Чтобы завершить нашу виньетку заглянем еще несколько раз в поэтические признания Честертона.

В ранних, совсем еще незрелых стихах, которых не стал бы хвалить за литературное качество не только Оден, но и самый полоумный честертонианец, звучит мотив, проходящий через все стихи и всю прозу этого автора: нерожденный ребенок раздумывает, что если бы только его на один день выпустили в мир, разрешили участвовать в игре и битве жизни, это была бы незаслуженная радость и честь, не оставляющая возможности сетовать на какие бы то ни было тяготы и дуться на какие бы то ни было обиды...

Это не оптимизм, по крайней мере сам Честертон не назвал бы своей веры оптимизмом. Оптимист считает, что все идет к лучшему, что битва будет выиграна; для Честертона акценты ложились иначе — бытие хорошо не тем, что оно идет к лучшему, а тем, что оно противостоит небытию, и, чем бы ни кончилась битва, нужно с благодарностью принимать именно ее риск, ее нерешенность, ее непредсказуемость, с которой, как уже говорилось, связана свобода человеческого выбора.
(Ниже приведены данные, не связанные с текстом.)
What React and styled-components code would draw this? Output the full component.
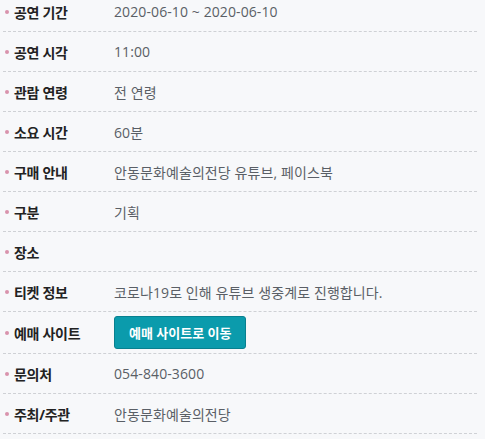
import React from "react";
import styled, { createGlobalStyle } from "styled-components";

const GlobalStyle = createGlobalStyle`
  html, body {
    margin: 0;
    padding: 0;
    background: #f7f8fa;
  }
  body {
    font-family: "Open Sans", "Noto Sans CJK KR", sans-serif;
  }
`;

export const InfoList = styled.ul`
  list-style: none;
  margin: -8px 0 0 3px;
  padding: 0;
  width: 474px;
`;

export const InfoRow = styled.li`
  display: flex;
  align-items: center;
  min-height: 39px;
  border-bottom: 1px dashed #cfd1d5;
  box-sizing: content-box;
  padding: ${({ $tall }) => ($tall ? "1px 0" : "0")};
`;

export const InfoLabel = styled.span`
  position: relative;
  flex: 0 0 100px;
  padding-left: 11px;
  font-size: 14px;
  font-weight: 700;
  color: #222;
  letter-spacing: -0.3px;

  &::before {
    content: "";
    position: absolute;
    left: 2px;
    top: 50%;
    width: 4px;
    height: 4px;
    margin-top: -2px;
    border-radius: 50%;
    background: #d993ac;
  }
`;

export const InfoValue = styled.span`
  font-size: 14px;
  color: #5a5f66;
  letter-spacing: 0.1px;
`;

export const TicketButton = styled.a`
  display: inline-flex;
  align-items: center;
  justify-content: center;
  height: 31px;
  padding: 0 14px;
  border: 1px solid #08808f;
  border-radius: 3px;
  background: #0b9bac;
  color: #fff;
  font-size: 13px;
  font-weight: 700;
  text-decoration: none;
  box-sizing: content-box;
`;

const rows = [
  { label: "공연 기간", value: "2020-06-10 ~ 2020-06-10" },
  { label: "공연 시각", value: "11:00" },
  { label: "관람 연령", value: "전 연령" },
  { label: "소요 시간", value: "60분" },
  { label: "구매 안내", value: "안동문화예술의전당 유튜브, 페이스북" },
  { label: "구분", value: "기획" },
  { label: "장소", value: "" },
  { label: "티켓 정보", value: "코로나19로 인해 유튜브 생중계로 진행합니다." },
  { label: "예매 사이트", button: "예매 사이트로 이동" },
  { label: "문의처", value: "054-840-3600" },
  { label: "주최/주관", value: "안동문화예술의전당" },
];

const App = () => {
  return (
    <>
      <GlobalStyle />
      <InfoList>
        {rows.map(row => (
          <InfoRow key={row.label} $tall={!!row.button}>
            <InfoLabel>{row.label}</InfoLabel>
            {row.button ? (
              <TicketButton href="#">{row.button}</TicketButton>
            ) : (
              <InfoValue>{row.value}</InfoValue>
            )}
          </InfoRow>
        ))}
      </InfoList>
    </>
  );
};

export default App;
Человеку дан шанс — чего еще он может требовать! Благодарное приятие риска сделает самые обыденные, самые привычные предметы блистательными драгоценностями, как в перспективе нерожденного ребенка, мечтающего о чуде рождения. В другом, более зрелом стихотворении речь идет о том, что мир по-настоящему чудесен для человека, которому некогда любоваться на всю эту красоту, потому что он спешит на сражение с драконом. В этом — «честь волшебной страны», иначе все ее чудеса поблекнут, станут ненужными.